Task prompt —
Copy out each line containing "styles" from the entries below.

(Rows from a dataset of pages and code)
◆ ◆ ◆ ◆ ◆
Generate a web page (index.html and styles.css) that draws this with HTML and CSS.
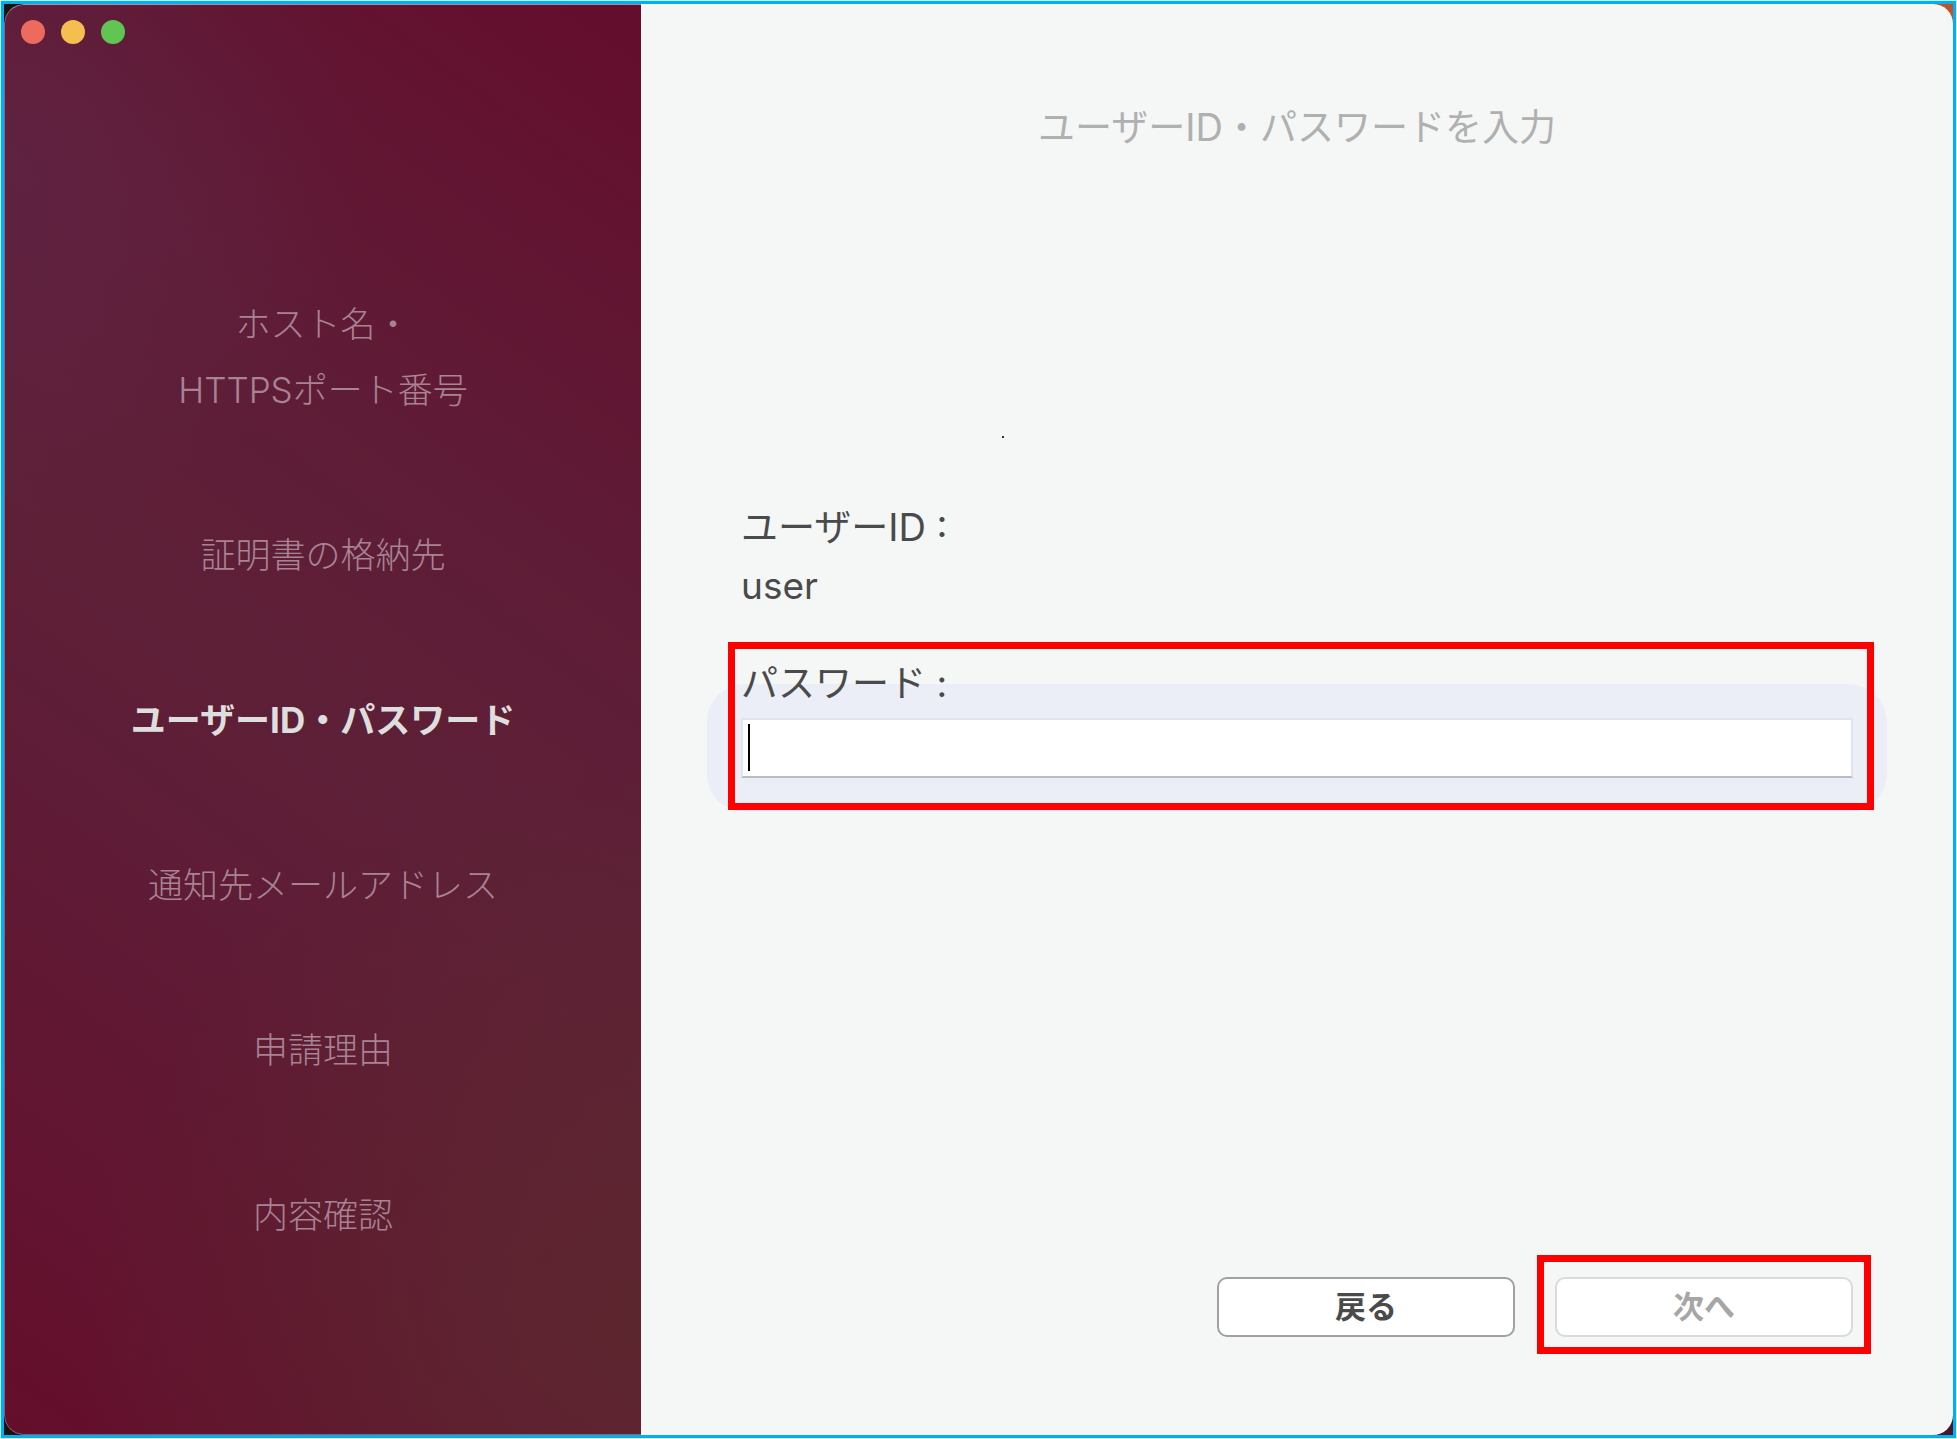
FILE: index.html
```html
<!DOCTYPE html>
<html lang="ja">
<head>
<meta charset="utf-8">
<meta name="viewport" content="width=device-width, initial-scale=1">
<title>ユーザーID・パスワードを入力</title>
<link rel="stylesheet" href="styles.css">
</head>
<body>
<div class="desktop">
  <div class="window">
    <aside class="sidebar">
      <div class="lights">
        <button class="light light-close" type="button" aria-label="閉じる"></button>
        <button class="light light-min" type="button" aria-label="しまう"></button>
        <button class="light light-zoom" type="button" aria-label="拡大"></button>
      </div>
      <ol class="steps">
        <li>ホスト名・<br>HTTPSポート番号</li>
        <li>証明書の格納先</li>
        <li class="current" aria-current="step">ユーザーID・パスワード</li>
        <li>通知先メールアドレス</li>
        <li>申請理由</li>
        <li>内容確認</li>
      </ol>
    </aside>
    <main class="content">
      <span class="speck"></span>
      <h1 class="title">ユーザー<span class="latin">ID</span>・パスワードを入力</h1>
      <form class="form">
        <dl class="account">
          <dt>ユーザー<span class="latin">ID :</span></dt>
          <dd>user</dd>
        </dl>
        <div class="field marked">
          <label for="password">パスワード :</label>
          <div class="input-wrap">
            <input id="password" type="password">
            <span class="caret"></span>
          </div>
        </div>
        <div class="actions">
          <button class="btn" type="button">戻る</button>
          <div class="marked marked-next"><button class="btn" type="submit" disabled>次へ</button></div>
        </div>
      </form>
    </main>
  </div>
</div>
</body>
</html>
```
FILE: styles.css
```css
* { box-sizing: border-box; margin: 0; padding: 0; }

body {
  min-height: 100vh;
  display: flex;
  padding: 1px;
  background: #c8eefb;
  font-family: Inter, "Noto Sans CJK JP", sans-serif;
  color: #4a4a4a;
}

.desktop {
  flex: 1;
  display: flex;
  border: 3px solid #00b0f0;
  background:
    linear-gradient(#bf5329, #bf5329) top right / 50% 50% no-repeat,
    linear-gradient(#4a1429, #4a1429) bottom right / 50% 50% no-repeat,
    #161412;
}

.window {
  flex: 1;
  display: grid;
  grid-template-columns: 637px 1fr;
  border-radius: 20px;
  overflow: hidden;
}

.sidebar {
  position: relative;
  padding: 15px 16px 80px;
  border: 1px solid rgba(255, 255, 255, .3);
  border-top-color: rgba(255, 255, 255, .5);
  border-right: 0;
  border-radius: 20px 0 0 20px;
  background:
    radial-gradient(circle at 0 12%, rgba(95, 36, 68, .8), transparent 360px) border-box,
    radial-gradient(circle at 100% 92%, rgba(92, 40, 46, .9), transparent 560px) border-box,
    linear-gradient(36deg, #640e2b, #5f1c36 36%, #5d2037 50%, #5f1c36 68%, #640d2c) border-box;
}

.lights { display: flex; gap: 16px; }

.light { width: 24px; height: 24px; border: 0; border-radius: 50%; }
.light-close { background: #ed6a5e; }
.light-min { background: #f5bf4f; }
.light-zoom { background: #61c554; }

.steps {
  display: flex;
  flex-direction: column;
  gap: 99px;
  margin-top: 247px;
  list-style: none;
  text-align: center;
  font-size: 35px;
  font-weight: 300;
  line-height: 66px;
  color: #a78393;
}

.steps .current { font-weight: 700; color: #dedede; }

.content {
  position: relative;
  display: flex;
  flex-direction: column;
  padding: 96px 100px 98px;
  background: #f5f7f6;
}

.speck {
  position: absolute;
  top: 432px;
  left: 361px;
  width: 2px;
  height: 2px;
  background: #333;
}

.title {
  text-align: center;
  font-size: 37px;
  font-weight: 400;
  line-height: 56px;
  color: #b0b0b0;
}

.latin { font-size: 38px; line-height: 1; }

.form {
  flex: 1;
  display: flex;
  flex-direction: column;
  margin-top: 343px;
  font-size: 37px;
  line-height: 58px;
}

.account { margin-bottom: 40px; }

.marked { position: relative; }

.marked::after {
  content: "";
  position: absolute;
  inset: -13px -21px -32px -13px;
  border: 7px solid #f00;
  pointer-events: none;
}

.marked-next::after { inset: -22px -18px -17px -18px; }

.field { display: flex; flex-direction: column; gap: 5px; }

.field label { position: relative; z-index: 1; }

.input-wrap { position: relative; display: flex; }

/* soft focus halo around the active text box */
.input-wrap::before {
  content: "";
  position: absolute;
  inset: -34px;
  border-radius: 38px;
  background: #ebeef7;
}

.input-wrap input {
  position: relative;
  flex: 1;
  min-width: 0;
  height: 60px;
  padding: 0 8px;
  border: 2px solid #e1e4ec;
  border-bottom-color: #b9bcc4;
  background: #fff;
  font: inherit;
  color: inherit;
  outline: none;
}

.caret {
  position: absolute;
  top: 6px;
  left: 7px;
  width: 2px;
  height: 47px;
  background: #000;
}

.actions {
  display: flex;
  justify-content: flex-end;
  gap: 40px;
  margin-top: auto;
}

.btn {
  display: block;
  width: 298px;
  height: 60px;
  border: 2px solid #a0a0a5;
  border-radius: 10px;
  background: #fff;
  font: inherit;
  font-size: 31px;
  font-weight: 700;
  line-height: 56px;
  color: #4a4a4a;
}

.btn:disabled { border-color: #dadada; color: #a6a6a6; }
```
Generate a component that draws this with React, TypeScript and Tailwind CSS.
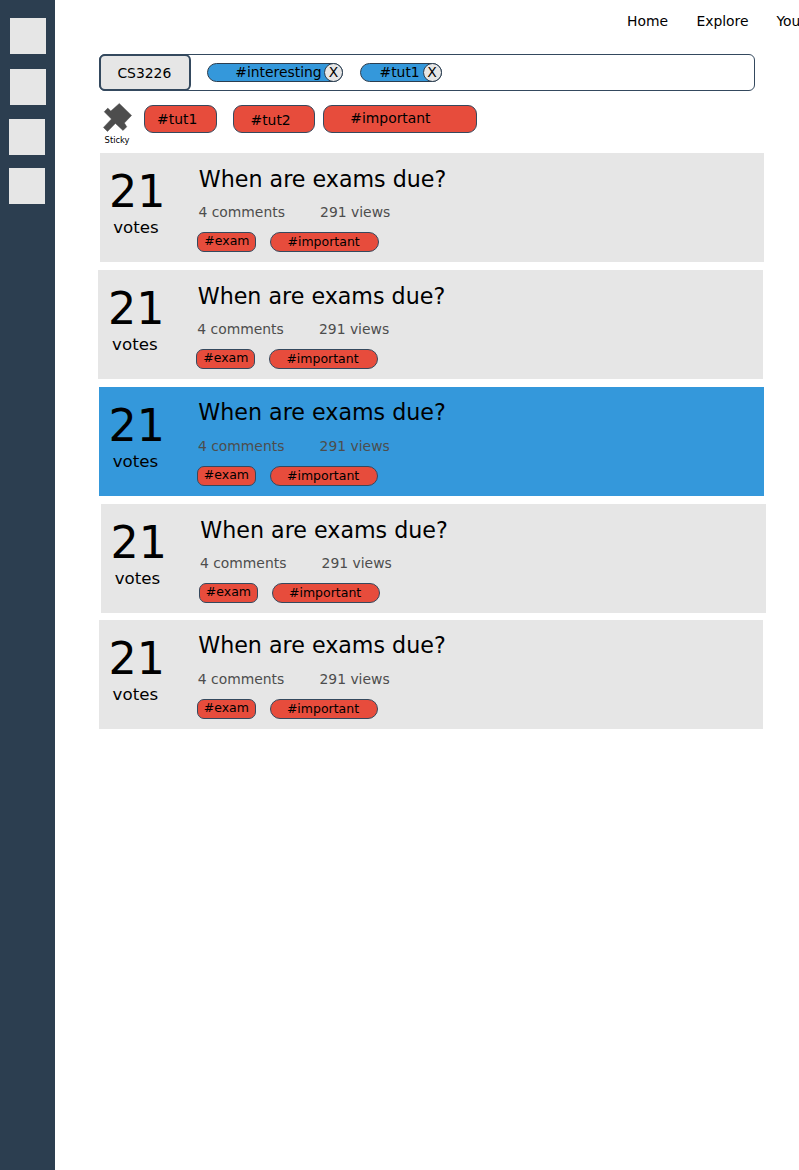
import { clsx } from "clsx";

const cards = [
  { place: "ml-[99.5px] mt-0 h-[109px]", head: "pt-[11px] pb-[8px]", active: false },
  { place: "ml-[98.4px] mt-[8px] h-[109px]", head: "pt-[11px] pb-[8px]", active: false },
  { place: "ml-[99px] mt-[8px] h-[109px]", head: "pt-[10px] pb-[9px]", active: true },
  { place: "ml-[101px] mt-[8px] h-[109px]", head: "pt-[11px] pb-[8px]", active: false },
  { place: "ml-[98.9px] mt-[7px] h-[109px]", head: "pt-[10px] pb-[9px]", active: false },
];

const shortcuts = ["ml-[10px]", "mt-[15px] ml-[10px]", "mt-[14px] ml-[9px]", "mt-[13px] ml-[9px]"];

function FilterPill({ label, className, labelClass }: { label: string; className: string; labelClass: string }) {
  return (
    <div
      className={clsx(
        "flex h-[19px] items-start justify-end rounded-full border border-[#2c3e50] bg-[#3498db] text-[13.9px] leading-4",
        className,
      )}
    >
      <span className={labelClass}>{label}</span>
      <span className="-my-px -mr-px flex size-[19px] shrink-0 items-start justify-center rounded-full border border-[#2c3e50] bg-[#e6e6e6]">
        X
      </span>
    </div>
  );
}

function StickyTag({ label, className }: { label: string; className: string }) {
  return (
    <div
      className={clsx(
        "h-7 rounded-[9px] border border-[#34495e] bg-[#e74c3c] text-[13.9px] leading-5",
        className,
      )}
    >
      {label}
    </div>
  );
}

function QuestionCard({ place, head, active }: { place: string; head: string; active: boolean }) {
  return (
    <article className={clsx("flex w-[664.5px] shrink-0", active ? "bg-[#3498db]" : "bg-[#e6e6e6]", place)}>
      <div className="w-[97.8px] shrink-0 pt-[15.5px] pl-[9.6px]">
        <div className="text-[44.4px] leading-[46px]">21</div>
        <div className="mt-[0.5px] pl-[4.1px] text-[16.66px] leading-[25px]">votes</div>
      </div>
      <div>
        <h2 className={clsx("pl-[1.5px] text-[22.2px] leading-[30px]", head)}>When are exams due?</h2>
        <div className="flex pl-[1.1px] text-[13.9px] leading-5 text-[#4d4d4d]">
          <span className="w-[121.7px]">4 comments</span>
          <span>291 views</span>
        </div>
        <div className="mt-[10px] flex gap-[14px] text-[12.5px] leading-[15px]">
          <span className="h-5 w-[59px] rounded-[7px] border border-[#34495e] bg-[#e74c3c] pl-[6px]">#exam</span>
          <span className="h-5 w-[108.5px] rounded-[10px] border border-[#34495e] bg-[#e74c3c] pt-[1px] pl-[16.2px]">
            #important
          </span>
        </div>
      </div>
    </article>
  );
}

export default function App() {
  return (
    <div className="flex h-[1170px] w-[799px] overflow-hidden bg-white font-['DejaVu_Sans',sans-serif] text-black">
      <aside className="w-[55px] shrink-0 bg-[#2c3e50] pt-[18px]">
        {shortcuts.map((place, i) => (
          <div key={i} className={clsx("size-9 bg-[#e6e6e6]", place)} />
        ))}
      </aside>

      <main className="-ml-[55px] flex min-w-0 flex-1 flex-col">
        <nav className="flex h-[54px] shrink-0 pt-[11px] pl-[627px] text-[13.9px] leading-5 whitespace-nowrap">
          <a className="w-[69.4px] shrink-0">Home</a>
          <a className="w-[80px] shrink-0">Explore</a>
          <a className="shrink-0">You</a>
        </nav>

        <div className="ml-[99px] flex h-[37px] w-[656px] shrink-0 items-center rounded-[6px] border border-[#34495e]">
          <div className="-ml-px h-[37px] w-[92px] shrink-0 rounded-[6px] border-2 border-[#34495e] bg-[#e6e6e6] pt-[7px] pl-[16.4px] text-[13.9px] leading-5">
            CS3226
          </div>
          <FilterPill label="#interesting" className="ml-4 w-[136px]" labelClass="mr-[2.3px]" />
          <FilterPill label="#tut1" className="ml-[17px] w-[81.5px]" labelClass="mr-[2.8px]" />
        </div>

        <div className="ml-[103px] flex h-[62px] shrink-0 pt-[12px]">
          <div className="w-[29px] shrink-0">
            <svg
              viewBox="0 0 29 29"
              className="block size-[29px] overflow-visible"
              fill="#4d4d4d"
              stroke="#4d4d4d"
              strokeWidth="0.4"
            >
              <path d="M16.3 .4 28.6 12.4 21.4 20 23.8 23.8 20 27.6 12.4 20.4 4.5 28.5 .4 24.4 8.4 16 1.2 8.8 4.8 5.1 7.8 8Z" />
            </svg>
            <div className="mt-[3px] pl-[1.6px] text-[8.33px] leading-[10px]">Sticky</div>
          </div>
          <StickyTag label="#tut1" className="mt-[2px] ml-[11.5px] w-[73px] pt-[3px] pl-[12.6px]" />
          <StickyTag label="#tut2" className="mt-[2px] ml-[16.5px] w-[82px] pt-[4px] pl-[16.5px]" />
          <StickyTag label="#important" className="mt-[2px] ml-[8px] w-[154px] pt-[2px] pl-[26.3px]" />
        </div>

        {cards.map((card, i) => (
          <QuestionCard key={i} {...card} />
        ))}
      </main>
    </div>
  );
}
◆ ◆ ◆ ◆ ◆
Result of this task —
Generate a web page (index.html and styles.css) that draws this with HTML and CSS.
<link rel="stylesheet" href="styles.css">
FILE: styles.css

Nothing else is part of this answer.